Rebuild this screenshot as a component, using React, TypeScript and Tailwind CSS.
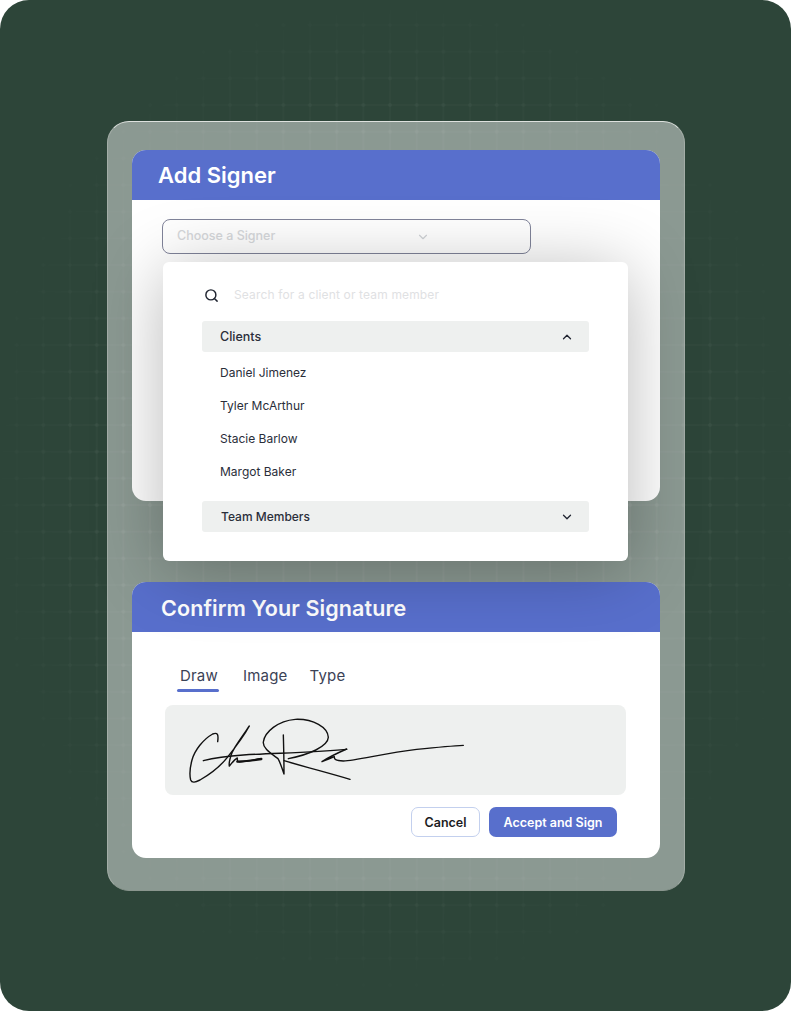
==
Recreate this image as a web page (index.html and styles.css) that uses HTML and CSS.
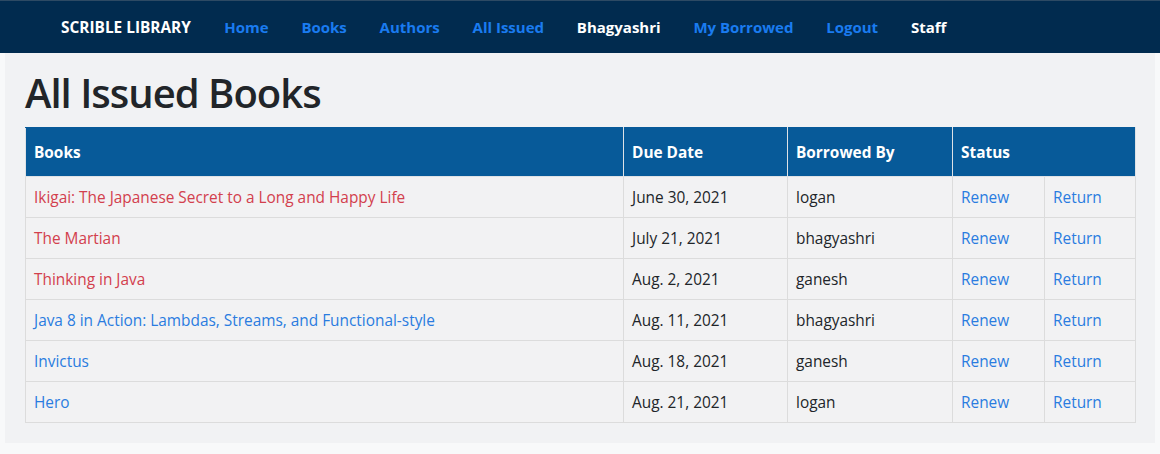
* * *
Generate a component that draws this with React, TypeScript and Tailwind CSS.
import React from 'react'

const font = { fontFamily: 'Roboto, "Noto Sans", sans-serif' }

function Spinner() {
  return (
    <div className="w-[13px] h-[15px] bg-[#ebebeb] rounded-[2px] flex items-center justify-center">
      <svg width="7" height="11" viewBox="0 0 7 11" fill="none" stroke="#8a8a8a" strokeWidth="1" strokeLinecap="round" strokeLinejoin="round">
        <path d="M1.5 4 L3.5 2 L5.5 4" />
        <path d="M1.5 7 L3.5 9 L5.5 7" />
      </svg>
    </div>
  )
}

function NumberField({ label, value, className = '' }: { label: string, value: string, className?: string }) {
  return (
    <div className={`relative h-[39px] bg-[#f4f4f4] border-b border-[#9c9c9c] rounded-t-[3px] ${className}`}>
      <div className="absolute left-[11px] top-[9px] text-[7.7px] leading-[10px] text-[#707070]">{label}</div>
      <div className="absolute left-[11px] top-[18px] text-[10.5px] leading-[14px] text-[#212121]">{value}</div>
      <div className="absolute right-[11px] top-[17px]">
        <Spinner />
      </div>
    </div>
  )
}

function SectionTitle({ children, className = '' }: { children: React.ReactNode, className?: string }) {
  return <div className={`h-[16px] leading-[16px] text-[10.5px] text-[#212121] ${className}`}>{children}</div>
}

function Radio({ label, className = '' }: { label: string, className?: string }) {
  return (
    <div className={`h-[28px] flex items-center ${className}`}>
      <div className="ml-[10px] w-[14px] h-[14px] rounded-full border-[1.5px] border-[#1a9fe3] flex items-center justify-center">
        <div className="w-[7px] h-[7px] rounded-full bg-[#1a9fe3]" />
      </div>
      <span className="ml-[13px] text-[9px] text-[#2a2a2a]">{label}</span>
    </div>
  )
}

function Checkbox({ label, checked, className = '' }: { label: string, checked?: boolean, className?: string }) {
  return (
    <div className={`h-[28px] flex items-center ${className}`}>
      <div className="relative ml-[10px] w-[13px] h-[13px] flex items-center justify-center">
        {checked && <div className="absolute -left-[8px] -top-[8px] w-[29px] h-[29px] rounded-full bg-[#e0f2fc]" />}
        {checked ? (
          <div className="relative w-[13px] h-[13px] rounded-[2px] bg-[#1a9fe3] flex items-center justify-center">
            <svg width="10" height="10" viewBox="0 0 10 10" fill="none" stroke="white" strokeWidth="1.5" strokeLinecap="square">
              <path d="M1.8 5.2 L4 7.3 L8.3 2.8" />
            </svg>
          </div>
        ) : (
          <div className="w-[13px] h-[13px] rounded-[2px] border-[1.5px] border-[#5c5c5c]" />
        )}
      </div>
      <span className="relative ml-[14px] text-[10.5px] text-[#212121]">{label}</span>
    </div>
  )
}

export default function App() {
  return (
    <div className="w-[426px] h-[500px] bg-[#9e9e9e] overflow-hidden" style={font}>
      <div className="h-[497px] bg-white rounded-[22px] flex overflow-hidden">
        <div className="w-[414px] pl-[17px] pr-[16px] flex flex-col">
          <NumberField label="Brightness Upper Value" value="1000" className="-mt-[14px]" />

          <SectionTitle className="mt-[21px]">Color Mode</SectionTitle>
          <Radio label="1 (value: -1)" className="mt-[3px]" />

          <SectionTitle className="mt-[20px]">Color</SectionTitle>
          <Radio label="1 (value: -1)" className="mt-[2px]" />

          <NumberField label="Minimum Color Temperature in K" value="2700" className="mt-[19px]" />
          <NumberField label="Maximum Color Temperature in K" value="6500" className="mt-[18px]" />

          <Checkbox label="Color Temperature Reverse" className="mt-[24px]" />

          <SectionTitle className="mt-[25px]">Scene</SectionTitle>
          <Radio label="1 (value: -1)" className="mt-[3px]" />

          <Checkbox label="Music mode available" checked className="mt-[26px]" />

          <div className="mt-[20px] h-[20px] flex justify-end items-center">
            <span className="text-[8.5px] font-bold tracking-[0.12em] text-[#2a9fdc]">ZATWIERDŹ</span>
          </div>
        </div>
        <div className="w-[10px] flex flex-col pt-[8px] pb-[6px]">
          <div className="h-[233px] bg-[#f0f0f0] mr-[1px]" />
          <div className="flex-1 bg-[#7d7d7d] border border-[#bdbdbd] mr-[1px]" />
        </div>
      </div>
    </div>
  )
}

■ **PROMPT**: In the records above, find each line holding "TypeScript" and copy it.

■ **FINISHED EXERCISE**:
Rebuild this screenshot as a component, using React, TypeScript and Tailwind CSS.
Generate a component that draws this with React, TypeScript and Tailwind CSS.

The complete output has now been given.